Maka, kepuasan kerja guru SLB bukan hanya isu pegawai, tetapi juga bagian dari kualitas pendidikan secara keseluruhan. Pendidikan yang baik tidak lahir hanya dari kurikulum yang bagus, tetapi dari jiwa guru yang terjaga.
Peofesi Ini Menuntut Hati dan Keteguhan
Guru SLB adalah pekerjaan yang menuntut hati dan keteguhan. Mereka bekerja di jalur yang sunyi, karena keberhasilan murid mungkin tidak selalu terlihat dalam bentuk nilai atau piala. Namun di dalam ruang kelas kecil, perubahan besar terjadi sedikit demi sedikit.
Tugas kita sebagai masyarakat, orang tua, dinas pendidikan, dan pengelola sekolah adalah memastikan bahwa guru tidak menjalani perjalanan itu sendirian. Mereka butuh dukungan, ruang berbicara, penghargaan, lingkungan kerja yang sehat, dan pemimpin yang peduli.

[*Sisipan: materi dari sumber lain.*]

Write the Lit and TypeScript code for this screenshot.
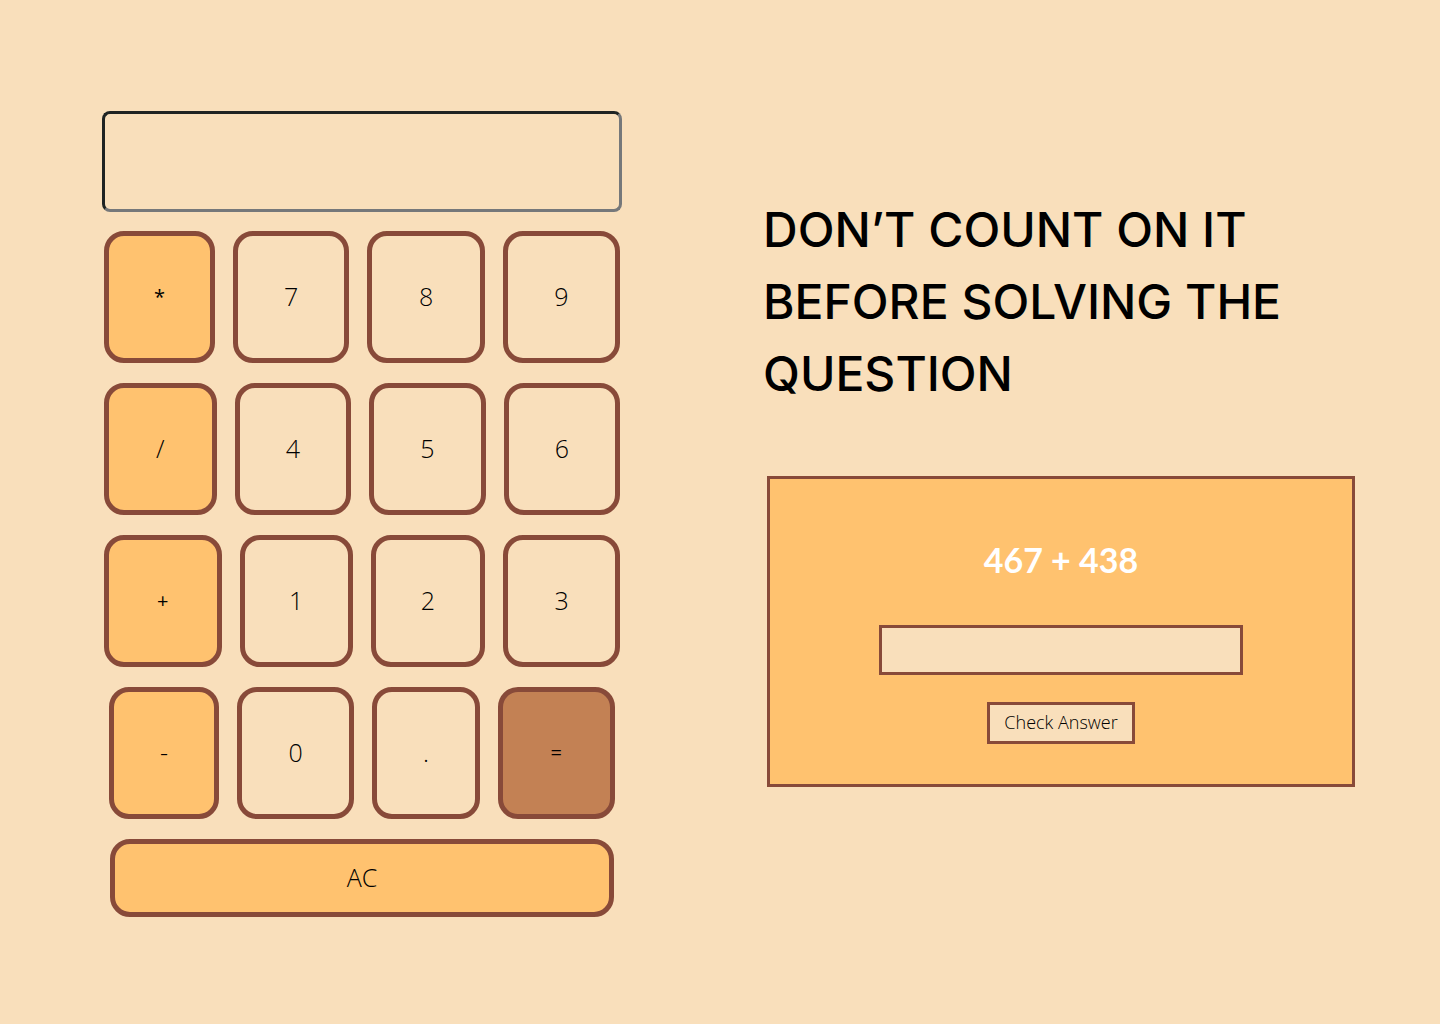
import { LitElement, html, css } from "lit";
import { customElement, state } from "lit/decorators.js";
import { classMap } from "lit/directives/class-map.js";
import { styleMap } from "lit/directives/style-map.js";

interface Key {
  label: string;
  // Share of the row that the key takes.
  size: number;
  kind?: "operator" | "equals";
  // Signs that are set smaller than the digits.
  small?: boolean;
}

const ROWS: Key[][] = [
  [
    { label: "*", size: 111, kind: "operator", small: true },
    { label: "7", size: 117 },
    { label: "8", size: 118 },
    { label: "9", size: 118 },
  ],
  [
    { label: "/", size: 113, kind: "operator" },
    { label: "4", size: 117 },
    { label: "5", size: 117 },
    { label: "6", size: 117 },
  ],
  [
    { label: "+", size: 118, kind: "operator", small: true },
    { label: "1", size: 113 },
    { label: "2", size: 115 },
    { label: "3", size: 117 },
  ],
  [
    { label: "-", size: 110, kind: "operator" },
    { label: "0", size: 118 },
    { label: ".", size: 107 },
    { label: "=", size: 118, kind: "equals", small: true },
  ],
];

@customElement("calc-pad")
export class CalcPad extends LitElement {
  static styles = css`
    :host {
      display: block;
    }
    .display {
      display: block;
      box-sizing: border-box;
      width: 100%;
      height: 101px;
      margin: 0 0 19px;
      padding: 0 20px;
      border: 3px solid;
      border-color: #1f2423 #76787a #76787a #1f2423;
      border-radius: 8px;
      background: transparent;
      font: 300 32px Lato, sans-serif;
      text-align: right;
    }
    .pad {
      display: flex;
      flex-direction: column;
      gap: 20px;
      padding: 0 2px;
    }
    .row {
      display: flex;
      gap: 18px;
    }
    .row.last {
      padding: 0 5px;
    }
    .key {
      box-sizing: border-box;
      min-width: 0;
      height: 132px;
      margin: 0;
      padding: 0 0 2px;
      border: 5px solid #884a39;
      border-radius: 20px;
      background: transparent;
      color: #000;
      font: 300 25px "Open Sans", sans-serif;
      cursor: pointer;
    }
    .operator {
      background: #ffc26f;
    }
    .equals {
      background: #c38154;
    }
    .small {
      font-size: 20px;
      font-weight: 400;
    }
    .clear {
      height: 78px;
      margin: 0 6px;
      background: #ffc26f;
    }
  `;

  @state() private entry = "";

  private press(label: string) {
    if (label !== "=") {
      this.entry += label;
      return;
    }
    this.entry = this.solve(this.entry);
  }

  private solve(text: string): string {
    const parts = text.match(/\d*\.?\d+|[-+*/]/g) ?? [];
    const terms: number[] = [Number(parts[0] ?? 0)];
    for (let i = 1; i + 1 < parts.length; i += 2) {
      const value = Number(parts[i + 1]);
      if (parts[i] === "*") terms.push(terms.pop()! * value);
      else if (parts[i] === "/") terms.push(terms.pop()! / value);
      else terms.push(parts[i] === "-" ? -value : value);
    }
    return String(terms.reduce((sum, term) => sum + term, 0));
  }

  render() {
    return html`
      <input class="display" type="text" aria-label="Result" readonly .value=${this.entry} />
      <div class="pad">
        ${ROWS.map(
          (row, index) => html`
            <div class=${classMap({ row: true, last: index === ROWS.length - 1 })}>
              ${row.map(
                (key) => html`<button
                  type="button"
                  class=${classMap({
                    key: true,
                    operator: key.kind === "operator",
                    equals: key.kind === "equals",
                    small: key.small === true,
                  })}
                  style=${styleMap({ flex: `${key.size} 1 0` })}
                  @click=${() => this.press(key.label)}
                >${key.label}</button>`
              )}
            </div>
          `
        )}
        <button type="button" class="key clear" @click=${() => (this.entry = "")}>AC</button>
      </div>
    `;
  }
}

@customElement("quiz-card")
export class QuizCard extends LitElement {
  static styles = css`
    :host {
      display: block;
    }
    .card {
      display: flex;
      flex-direction: column;
      align-items: center;
      padding: 59px 24px 40px;
      border: 3px solid #884a39;
      background: #ffc26f;
    }
    .question {
      margin: 0;
      color: #fff;
      font: 700 34px/44px Lato, sans-serif;
    }
    .answer {
      box-sizing: border-box;
      width: 68%;
      height: 50px;
      margin: 43px 0 27px;
      padding: 0 12px;
      border: 3px solid #884a39;
      border-radius: 0;
      background: #f9dfbb;
      font: 300 18px "Open Sans", sans-serif;
    }
    .check {
      height: 42px;
      margin: 0;
      padding: 0 14px 2px;
      border: 3px solid #884a39;
      border-radius: 0;
      background: #f9dfbb;
      color: #000;
      font: 300 18px "Open Sans", sans-serif;
      cursor: pointer;
    }
  `;

  render() {
    return html`
      <form class="card" @submit=${(event: Event) => event.preventDefault()}>
        <label class="question" for="answer">467 + 438</label>
        <input class="answer" id="answer" type="text" autocomplete="off" />
        <button class="check" type="submit">Check Answer</button>
      </form>
    `;
  }
}

@customElement("app-root")
export class AppRoot extends LitElement {
  static styles = css`
    :host {
      display: block;
      min-height: 100vh;
      background: #f9dfbb;
    }
    .page {
      display: grid;
      grid-template-columns: 520fr 592fr;
      gap: 141px;
      padding: 111px 85px 107px 102px;
    }
    .side {
      padding-top: 83px;
    }
    .title {
      margin: 0 0 66px;
      color: #000;
      font: 500 48px/72px Inter, sans-serif;
    }
    .quiz {
      margin-left: 4px;
    }
  `;

  render() {
    return html`
      <main class="page">
        <calc-pad></calc-pad>
        <section class="side">
          <h1 class="title">DON’T COUNT ON IT BEFORE SOLVING THE QUESTION</h1>
          <quiz-card class="quiz"></quiz-card>
        </section>
      </main>
    `;
  }
}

Karena murid berkembang bukan hanya oleh materi yang diajarkan, tetapi juga oleh suasana hati orang yang mengajarkannya. Dan ketika guru merasa bahagia dan dihargai, murid akan merasakan kehangatan itu dalam setiap proses pembelajaran.
Guru yang bahagia akan menciptakan anak-anak yang bahagia. Dan dari sana, pendidikan yang lebih manusiawi bisa kita bangun bersama.
*) Mardi Panjaitan, Kepala SLB Negeri Pembina, sedang menempuh studi Magister Pendidikan Khusus di Universitas Negeri Padang.